Google's enterprise push is noticeable in the field :

We're seeing Google pop up a lot. If you'd asked me a year or two ago, Google is sort of a three to five percent player, and we're like, "Yep, great technology, we keep hearing good things about it, but no one's using it." That's demonstrably not the case anymore. They're moving fast from a small position. They're certainly playing from behind, but they're moving fast right now. So I think it could be real interesting to see how the next couple of years play out.

My take

I asked Tuchen if he's seeing the same customer surge in "buy over build" that led to our recent buy/build debate on diginomica. He says yes, but with a twist: he also sees vendors covering areas where customers used to have to build. Now they have a packaged option. What that comes down to is: more customer choice, rather than one absolute trend. Today's enterprises have more flexibility in how they approach IT (cost center, multi-cloud manager, builder of smart applications, data science/analytics governance, workflow automation, all of the above).
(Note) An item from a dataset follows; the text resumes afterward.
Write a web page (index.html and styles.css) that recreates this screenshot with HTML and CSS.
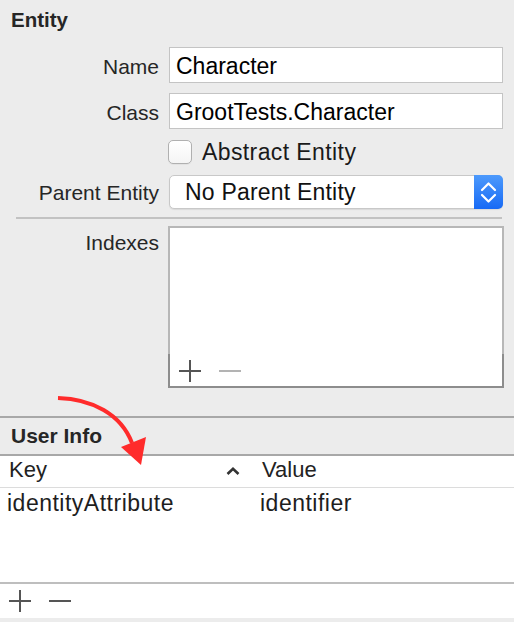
FILE: index.html
```html
<!DOCTYPE html>
<html>
<head>
<meta charset="utf-8">
<link rel="stylesheet" href="styles.css">
</head>
<body>
<div class="inspector">
  <section class="entity">
    <h2 class="section-title">Entity</h2>
    <div class="form">
      <span class="label">Name</span>
      <div class="field">Character</div>
      <span class="label">Class</span>
      <div class="field">GrootTests.Character</div>
      <label class="check"><span class="box"></span><span>Abstract Entity</span></label>
      <span class="label">Parent Entity</span>
      <div class="popup">
        <span class="popup-text">No Parent Entity</span>
        <span class="stepper">
          <svg width="29" height="34" viewBox="0 0 29 34"><polyline points="8,15 14.5,8.5 21,15" fill="none" stroke="#fff" stroke-width="2.2" stroke-linecap="round" stroke-linejoin="round"/><polyline points="8,20 14.5,26.5 21,20" fill="none" stroke="#fff" stroke-width="2.2" stroke-linecap="round" stroke-linejoin="round"/></svg>
        </span>
      </div>
    </div>
    <div class="sep"></div>
    <div class="index-row">
      <span class="label index-label">Indexes</span>
      <div class="list">
        <div class="list-body"></div>
        <div class="list-tools">
          <svg class="tool" width="22" height="22" viewBox="0 0 22 22"><path d="M0 11H22M11 0V22" stroke="#555" stroke-width="2"/></svg>
          <svg class="tool" width="22" height="22" viewBox="0 0 22 22"><path d="M0 11H22" stroke="#b3b3b3" stroke-width="2"/></svg>
        </div>
      </div>
    </div>
  </section>
  <section class="userinfo">
    <h2 class="userinfo-title">User Info</h2>
    <div class="table">
      <div class="thead">
        <div class="th key-th"><span>Key</span>
          <svg class="caret" width="14" height="8" viewBox="0 0 14 8"><polyline points="1.5,7 7,1.8 12.5,7" fill="none" stroke="#333" stroke-width="2.6"/></svg>
        </div>
        <div class="th value-th">Value</div>
      </div>
      <div class="tbody">
        <div class="tr">
          <div class="td key-td">identityAttribute</div>
          <div class="td value-td">identifier</div>
        </div>
      </div>
      <div class="table-tools">
        <svg class="tool" width="22" height="22" viewBox="0 0 22 22"><path d="M0 11H22M11 0V22" stroke="#555" stroke-width="2"/></svg>
        <svg class="tool" width="22" height="22" viewBox="0 0 22 22"><path d="M0 11H22" stroke="#555" stroke-width="2"/></svg>
      </div>
    </div>
  </section>
  <svg class="arrow" width="514" height="622" viewBox="0 0 514 622">
    <path d="M58,398 C92,399 121,414 132,443" fill="none" stroke="#ff2b2b" stroke-width="4"/>
    <polygon points="121,447 146,437 141,465" fill="#ff2b2b"/>
  </svg>
</div>
</body>
</html>
```
FILE: styles.css
```css
* { box-sizing: border-box; }
body {
  margin: 0;
  background: #ececec;
  font-family: "Liberation Sans", Arial, sans-serif;
  color: #262626;
}
.inspector {
  position: relative;
  width: 514px;
  height: 622px;
  overflow: hidden;
}
.section-title {
  margin: 0;
  padding: 8px 0 0 11px;
  font-size: 20.5px;
  line-height: 24px;
  font-weight: bold;
  color: #262626;
}
.form {
  display: grid;
  grid-template-columns: 159px 334px;
  column-gap: 10px;
  row-gap: 10px;
  align-items: baseline;
  margin-top: 15px;
}
.label {
  text-align: right;
  font-size: 21px;
  line-height: 24px;
  color: #262626;
}
.field {
  height: 36px;
  border: 1px solid #c4c4c4;
  background: #fff;
  padding: 2px 0 0 6px;
  font-size: 23px;
  line-height: 32px;
  color: #000;
  white-space: nowrap;
}
.check {
  grid-column: 2;
  display: flex;
  align-items: center;
  height: 26px;
  margin-left: -1px;
  font-size: 23px;
  line-height: 24px;
  letter-spacing: 0.4px;
  color: #1a1a1a;
}
.box {
  width: 24px;
  height: 24px;
  border: 1px solid #b0b0b0;
  border-radius: 5px;
  background: linear-gradient(#ffffff, #f4f4f4);
  margin-right: 10px;
  box-shadow: 0 1px 0 rgba(0,0,0,0.04);
}
.popup {
  display: flex;
  height: 34px;
  border: 1px solid #c8c8c8;
  border-radius: 5px;
  background: #fff;
  box-shadow: 0 1px 1px rgba(0,0,0,0.08);
}
.popup-text {
  flex: 1;
  padding-left: 15px;
  font-size: 23px;
  line-height: 32px;
  letter-spacing: 0.2px;
  color: #111;
}
.stepper {
  width: 29px;
  margin: -1px -1px -1px 0;
  border-radius: 0 5px 5px 0;
  background: linear-gradient(#4d9afc, #176af5);
  display: flex;
}
.sep {
  height: 2px;
  background: #c2c2c2;
  margin: 8px 12px 0 16px;
}
.index-row {
  display: grid;
  grid-template-columns: 159px 336px;
  column-gap: 9px;
  margin-top: 7px;
}
.index-label {
  padding-top: 5px;
}
.list {
  display: flex;
  flex-direction: column;
}
.list-body {
  height: 128px;
  background: #fff;
  border: 2px solid #b7b7b7;
  border-bottom: 0;
}
.list-tools {
  height: 34px;
  background: #fff;
  border: 2px solid #8d8d8d;
  border-top: 0;
  display: flex;
  align-items: center;
  gap: 18px;
  padding: 2px 0 0 9px;
}
.tool { display: block; }
.userinfo {
  margin-top: 28px;
  border-top: 2px solid #a8a8a8;
}
.userinfo-title {
  margin: 0;
  height: 36px;
  padding-left: 11px;
  font-size: 21px;
  line-height: 36px;
  font-weight: bold;
  color: #262626;
  border-bottom: 2px solid #a8a8a8;
  box-sizing: content-box;
}
.table {
  background: #fff;
}
.thead {
  display: grid;
  grid-template-columns: 252px 1fr;
  height: 31px;
  border-bottom: 1px solid #dcdcdc;
  box-sizing: content-box;
  font-size: 22px;
  line-height: 27px;
  color: #222;
}
.th { padding-bottom: 4px; }
.key-th {
  display: flex;
  justify-content: space-between;
  align-items: center;
  padding-left: 9px;
  padding-right: 12px;
}
.caret { margin-top: 2px; }
.value-th { padding-left: 10px; }
.tbody {
  height: 94px;
}
.tr {
  display: grid;
  grid-template-columns: 252px 1fr;
  height: 30px;
  font-size: 23px;
  line-height: 30px;
  letter-spacing: 0.5px;
  color: #1e1e1e;
}
.key-td { padding-left: 7px; }
.value-td { padding-left: 8px; }
.table-tools {
  height: 36px;
  border-top: 2px solid #bebebe;
  display: flex;
  align-items: center;
  gap: 18px;
  padding-left: 9px;
}
.arrow {
  position: absolute;
  top: 0;
  left: 0;
  pointer-events: none;
}
```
But there's still too much data friction. At Talend Connect 2018, Tuchen shared these stats: 40 percent of enterprise data has data integrity issues. And: 80 percent of an analyst's time is wasted preparing that data. Mix in data proliferation trends; I seriously doubt we've made much progress on those stats across the industry. As long as that data burden continues, IT is, by definition, more of a janitor scrubbing away than a business leader.

Can "AI" and the automation of data cleansing help? Tuchen definitely thinks so - but we agreed to table that part of our conversation for a couple of months. At that time, a major new Talend release should bring this conversation to a head.

There's also a conversation to be had around the rise of "serverless", containerization and Kubernetes - all areas Tuchen has highlighted in the past. There are economies of elastic scale here for customers, if you will allow me a buzzheavy phrase of my own. But: there's also a level of required skills - an IT evolution that customers need help with. That's a topic to revisit.